▶ [DATA SEGMENT]
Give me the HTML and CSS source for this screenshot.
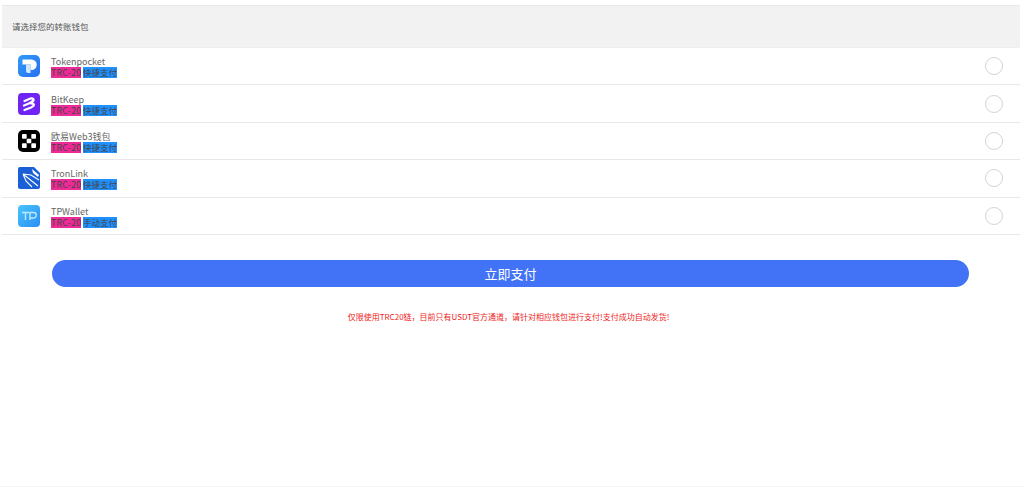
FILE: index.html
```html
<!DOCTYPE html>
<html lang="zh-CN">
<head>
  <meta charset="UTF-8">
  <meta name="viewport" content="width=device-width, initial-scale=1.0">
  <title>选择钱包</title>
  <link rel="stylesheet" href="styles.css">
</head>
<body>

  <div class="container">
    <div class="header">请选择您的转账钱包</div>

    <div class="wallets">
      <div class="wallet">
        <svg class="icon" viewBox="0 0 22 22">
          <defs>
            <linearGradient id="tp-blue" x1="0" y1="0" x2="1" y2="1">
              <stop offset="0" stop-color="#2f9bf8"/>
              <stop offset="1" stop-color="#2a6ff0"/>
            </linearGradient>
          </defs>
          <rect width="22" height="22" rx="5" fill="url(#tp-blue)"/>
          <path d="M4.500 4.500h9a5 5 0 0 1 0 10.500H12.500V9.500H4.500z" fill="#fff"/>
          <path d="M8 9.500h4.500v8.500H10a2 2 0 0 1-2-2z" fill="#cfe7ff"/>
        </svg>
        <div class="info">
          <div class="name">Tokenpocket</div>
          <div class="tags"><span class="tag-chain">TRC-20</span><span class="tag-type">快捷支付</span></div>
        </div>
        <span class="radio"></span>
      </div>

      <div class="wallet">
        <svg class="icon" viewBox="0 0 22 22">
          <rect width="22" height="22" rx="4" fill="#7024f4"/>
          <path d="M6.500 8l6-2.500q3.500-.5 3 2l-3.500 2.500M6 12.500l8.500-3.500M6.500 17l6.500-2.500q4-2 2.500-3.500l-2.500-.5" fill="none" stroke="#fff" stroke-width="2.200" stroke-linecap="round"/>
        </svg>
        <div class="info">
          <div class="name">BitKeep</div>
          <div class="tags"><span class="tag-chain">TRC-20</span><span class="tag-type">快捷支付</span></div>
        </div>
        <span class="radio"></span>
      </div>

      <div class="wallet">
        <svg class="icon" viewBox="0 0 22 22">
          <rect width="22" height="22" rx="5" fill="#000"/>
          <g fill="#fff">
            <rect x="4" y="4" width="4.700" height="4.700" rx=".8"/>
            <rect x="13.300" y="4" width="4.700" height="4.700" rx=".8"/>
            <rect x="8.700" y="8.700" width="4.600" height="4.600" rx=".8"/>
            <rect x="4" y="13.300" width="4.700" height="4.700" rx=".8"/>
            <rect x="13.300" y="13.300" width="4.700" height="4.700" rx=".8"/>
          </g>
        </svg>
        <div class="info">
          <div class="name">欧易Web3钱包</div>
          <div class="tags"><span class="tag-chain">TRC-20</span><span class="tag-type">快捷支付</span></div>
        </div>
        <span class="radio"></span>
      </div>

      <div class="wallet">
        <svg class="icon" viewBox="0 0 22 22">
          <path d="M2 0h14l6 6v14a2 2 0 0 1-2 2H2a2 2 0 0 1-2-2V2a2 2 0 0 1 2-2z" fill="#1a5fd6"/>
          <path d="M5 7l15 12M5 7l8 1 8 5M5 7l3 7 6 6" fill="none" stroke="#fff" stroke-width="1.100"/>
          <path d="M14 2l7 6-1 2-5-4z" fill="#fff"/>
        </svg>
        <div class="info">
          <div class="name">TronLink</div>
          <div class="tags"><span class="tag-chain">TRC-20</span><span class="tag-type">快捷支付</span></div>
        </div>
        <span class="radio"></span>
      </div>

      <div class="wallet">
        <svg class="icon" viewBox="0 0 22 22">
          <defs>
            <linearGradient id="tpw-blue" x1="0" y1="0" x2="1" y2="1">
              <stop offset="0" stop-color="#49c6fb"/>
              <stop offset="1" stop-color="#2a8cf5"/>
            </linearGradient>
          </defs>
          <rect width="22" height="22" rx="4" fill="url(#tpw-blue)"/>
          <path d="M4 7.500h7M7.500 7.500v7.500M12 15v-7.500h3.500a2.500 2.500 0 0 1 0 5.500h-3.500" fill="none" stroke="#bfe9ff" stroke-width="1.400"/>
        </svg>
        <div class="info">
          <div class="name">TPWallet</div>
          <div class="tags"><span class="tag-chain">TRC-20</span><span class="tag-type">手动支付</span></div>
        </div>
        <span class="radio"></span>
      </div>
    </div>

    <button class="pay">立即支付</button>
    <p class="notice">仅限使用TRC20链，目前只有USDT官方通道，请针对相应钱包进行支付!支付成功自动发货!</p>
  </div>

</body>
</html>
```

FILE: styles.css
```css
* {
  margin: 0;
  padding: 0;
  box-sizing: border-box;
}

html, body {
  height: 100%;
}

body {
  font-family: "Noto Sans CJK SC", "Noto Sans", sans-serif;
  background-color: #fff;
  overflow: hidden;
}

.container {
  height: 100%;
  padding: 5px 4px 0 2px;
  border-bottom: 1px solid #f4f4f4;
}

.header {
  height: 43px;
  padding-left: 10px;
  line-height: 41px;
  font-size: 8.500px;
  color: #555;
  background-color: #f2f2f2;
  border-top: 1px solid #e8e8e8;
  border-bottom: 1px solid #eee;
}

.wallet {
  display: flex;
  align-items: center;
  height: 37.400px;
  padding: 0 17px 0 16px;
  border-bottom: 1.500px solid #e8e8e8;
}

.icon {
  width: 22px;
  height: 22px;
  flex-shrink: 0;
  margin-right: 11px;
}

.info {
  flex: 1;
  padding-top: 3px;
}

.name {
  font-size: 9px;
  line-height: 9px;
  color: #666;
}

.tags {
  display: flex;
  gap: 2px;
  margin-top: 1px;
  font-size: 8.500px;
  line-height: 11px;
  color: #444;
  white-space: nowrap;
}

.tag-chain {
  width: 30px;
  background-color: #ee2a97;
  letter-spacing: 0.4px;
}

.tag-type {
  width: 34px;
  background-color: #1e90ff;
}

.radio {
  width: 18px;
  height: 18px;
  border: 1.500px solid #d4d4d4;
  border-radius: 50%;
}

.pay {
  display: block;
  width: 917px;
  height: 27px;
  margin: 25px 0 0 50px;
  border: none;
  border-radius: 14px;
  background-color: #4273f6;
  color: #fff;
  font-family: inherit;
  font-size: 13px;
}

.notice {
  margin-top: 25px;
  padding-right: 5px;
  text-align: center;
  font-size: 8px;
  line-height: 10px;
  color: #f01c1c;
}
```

▶ [GIVEN INSTRUCTION] Using the material above, set down every line exactly, but skip the pictures.

▶ [EXERCISE ANSWER]
Give me the HTML and CSS source for this screenshot.
FILE: index.html
```html
<!DOCTYPE html>
<html lang="zh-CN">
<head>
  <meta charset="UTF-8">
  <meta name="viewport" content="width=device-width, initial-scale=1.0">
  <title>选择钱包</title>
  <link rel="stylesheet" href="styles.css">
</head>
<body>

  <div class="container">
    <div class="header">请选择您的转账钱包</div>

    <div class="wallets">
      <div class="wallet">
        <svg class="icon" viewBox="0 0 22 22">
          <defs>
            <linearGradient id="tp-blue" x1="0" y1="0" x2="1" y2="1">
              <stop offset="0" stop-color="#2f9bf8"/>
              <stop offset="1" stop-color="#2a6ff0"/>
            </linearGradient>
          </defs>
          <rect width="22" height="22" rx="5" fill="url(#tp-blue)"/>
          <path d="M4.500 4.500h9a5 5 0 0 1 0 10.500H12.500V9.500H4.500z" fill="#fff"/>
          <path d="M8 9.500h4.500v8.500H10a2 2 0 0 1-2-2z" fill="#cfe7ff"/>
        </svg>
        <div class="info">
          <div class="name">Tokenpocket</div>
          <div class="tags"><span class="tag-chain">TRC-20</span><span class="tag-type">快捷支付</span></div>
        </div>
        <span class="radio"></span>
      </div>

      <div class="wallet">
        <svg class="icon" viewBox="0 0 22 22">
          <rect width="22" height="22" rx="4" fill="#7024f4"/>
          <path d="M6.500 8l6-2.500q3.500-.5 3 2l-3.500 2.500M6 12.500l8.500-3.500M6.500 17l6.500-2.500q4-2 2.500-3.500l-2.500-.5" fill="none" stroke="#fff" stroke-width="2.200" stroke-linecap="round"/>
        </svg>
        <div class="info">
          <div class="name">BitKeep</div>
          <div class="tags"><span class="tag-chain">TRC-20</span><span class="tag-type">快捷支付</span></div>
        </div>
        <span class="radio"></span>
      </div>

      <div class="wallet">
        <svg class="icon" viewBox="0 0 22 22">
          <rect width="22" height="22" rx="5" fill="#000"/>
          <g fill="#fff">
            <rect x="4" y="4" width="4.700" height="4.700" rx=".8"/>
            <rect x="13.300" y="4" width="4.700" height="4.700" rx=".8"/>
            <rect x="8.700" y="8.700" width="4.600" height="4.600" rx=".8"/>
            <rect x="4" y="13.300" width="4.700" height="4.700" rx=".8"/>
            <rect x="13.300" y="13.300" width="4.700" height="4.700" rx=".8"/>
          </g>
        </svg>
        <div class="info">
          <div class="name">欧易Web3钱包</div>
          <div class="tags"><span class="tag-chain">TRC-20</span><span class="tag-type">快捷支付</span></div>
        </div>
        <span class="radio"></span>
      </div>

      <div class="wallet">
        <svg class="icon" viewBox="0 0 22 22">
          <path d="M2 0h14l6 6v14a2 2 0 0 1-2 2H2a2 2 0 0 1-2-2V2a2 2 0 0 1 2-2z" fill="#1a5fd6"/>
          <path d="M5 7l15 12M5 7l8 1 8 5M5 7l3 7 6 6" fill="none" stroke="#fff" stroke-width="1.100"/>
          <path d="M14 2l7 6-1 2-5-4z" fill="#fff"/>
        </svg>
        <div class="info">
          <div class="name">TronLink</div>
          <div class="tags"><span class="tag-chain">TRC-20</span><span class="tag-type">快捷支付</span></div>
        </div>
        <span class="radio"></span>
      </div>

      <div class="wallet">
        <svg class="icon" viewBox="0 0 22 22">
          <defs>
            <linearGradient id="tpw-blue" x1="0" y1="0" x2="1" y2="1">
              <stop offset="0" stop-color="#49c6fb"/>
              <stop offset="1" stop-color="#2a8cf5"/>
            </linearGradient>
          </defs>
          <rect width="22" height="22" rx="4" fill="url(#tpw-blue)"/>
          <path d="M4 7.500h7M7.500 7.500v7.500M12 15v-7.500h3.500a2.500 2.500 0 0 1 0 5.500h-3.500" fill="none" stroke="#bfe9ff" stroke-width="1.400"/>
        </svg>
        <div class="info">
          <div class="name">TPWallet</div>
          <div class="tags"><span class="tag-chain">TRC-20</span><span class="tag-type">手动支付</span></div>
        </div>
        <span class="radio"></span>
      </div>
    </div>

    <button class="pay">立即支付</button>
    <p class="notice">仅限使用TRC20链，目前只有USDT官方通道，请针对相应钱包进行支付!支付成功自动发货!</p>
  </div>

</body>
</html>
```

FILE: styles.css
```css
* {
  margin: 0;
  padding: 0;
  box-sizing: border-box;
}

html, body {
  height: 100%;
}

body {
  font-family: "Noto Sans CJK SC", "Noto Sans", sans-serif;
  background-color: #fff;
  overflow: hidden;
}

.container {
  height: 100%;
  padding: 5px 4px 0 2px;
  border-bottom: 1px solid #f4f4f4;
}

.header {
  height: 43px;
  padding-left: 10px;
  line-height: 41px;
  font-size: 8.500px;
  color: #555;
  background-color: #f2f2f2;
  border-top: 1px solid #e8e8e8;
  border-bottom: 1px solid #eee;
}

.wallet {
  display: flex;
  align-items: center;
  height: 37.400px;
  padding: 0 17px 0 16px;
  border-bottom: 1.500px solid #e8e8e8;
}

.icon {
  width: 22px;
  height: 22px;
  flex-shrink: 0;
  margin-right: 11px;
}

.info {
  flex: 1;
  padding-top: 3px;
}

.name {
  font-size: 9px;
  line-height: 9px;
  color: #666;
}

.tags {
  display: flex;
  gap: 2px;
  margin-top: 1px;
  font-size: 8.500px;
  line-height: 11px;
  color: #444;
  white-space: nowrap;
}

.tag-chain {
  width: 30px;
  background-color: #ee2a97;
  letter-spacing: 0.4px;
}

.tag-type {
  width: 34px;
  background-color: #1e90ff;
}

.radio {
  width: 18px;
  height: 18px;
  border: 1.500px solid #d4d4d4;
  border-radius: 50%;
}

.pay {
  display: block;
  width: 917px;
  height: 27px;
  margin: 25px 0 0 50px;
  border: none;
  border-radius: 14px;
  background-color: #4273f6;
  color: #fff;
  font-family: inherit;
  font-size: 13px;
}

.notice {
  margin-top: 25px;
  padding-right: 5px;
  text-align: center;
  font-size: 8px;
  line-height: 10px;
  color: #f01c1c;
}
```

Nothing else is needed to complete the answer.